The Perdurance of Our Foundations 

To be sure, because this conflict is playing out in a maelstrom of confusion and passion, ripped free of nearly all constraints of time and distance, many Americans are still torn between abandoning the war of all broadcasts against all, on the one hand, and redoubling their online efforts to opine and fantasize their way to relevance and meaning, on the other. It is clear, moreover, that the technologists and media elites whose fortunes depend on exercising control through the activation of opining and imagining do not want to go down without a fight. Doubtless, at least some of those who wish to revitalize our old national character of citizenship and fruitful improvement will likely continue to be called on to fight on the “enemy” ground of unmoored ideas, epistemological fantasies, and disembodied wars of words.
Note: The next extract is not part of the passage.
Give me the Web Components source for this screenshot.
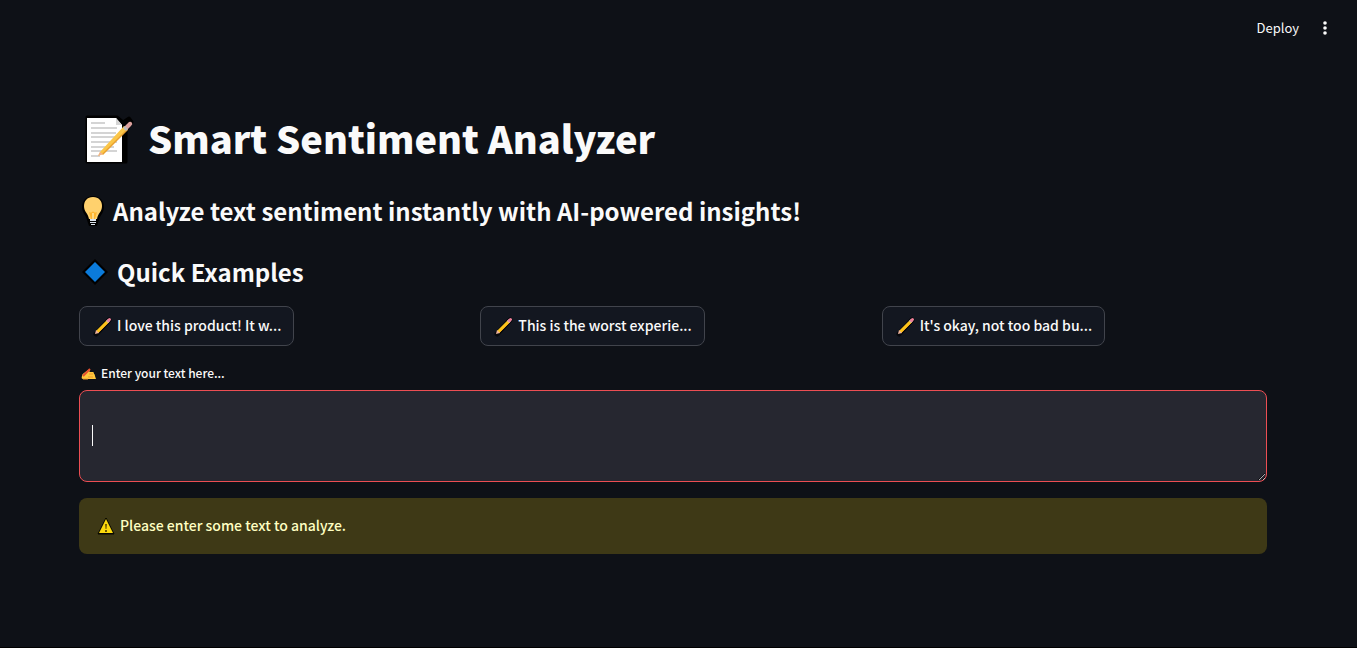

But the die has been cast. In the unfolding triumph of machine knowledge and recollection, and the deepening disenchantment of entertainment, digital technology is clarifying the conflict over the future of America as a disagreement between people who desire that we all become slaves to robot masters, and people who aim to program our robots to rule well by serving properly and fully human ends. In this disagreement, there is little place for either masters or slaves of opinion and fantasy. (As Abraham Lincoln famously remarked, as he would not want to be a slave, so he would not want to be a master.) But there is much room for Americans who recognize that, although the rise of the robots will shape our national character, the robots alone cannot transform our foundations—as a particular people with specifically shared ways of reasoning, remembering, and ruling and being ruled in turn.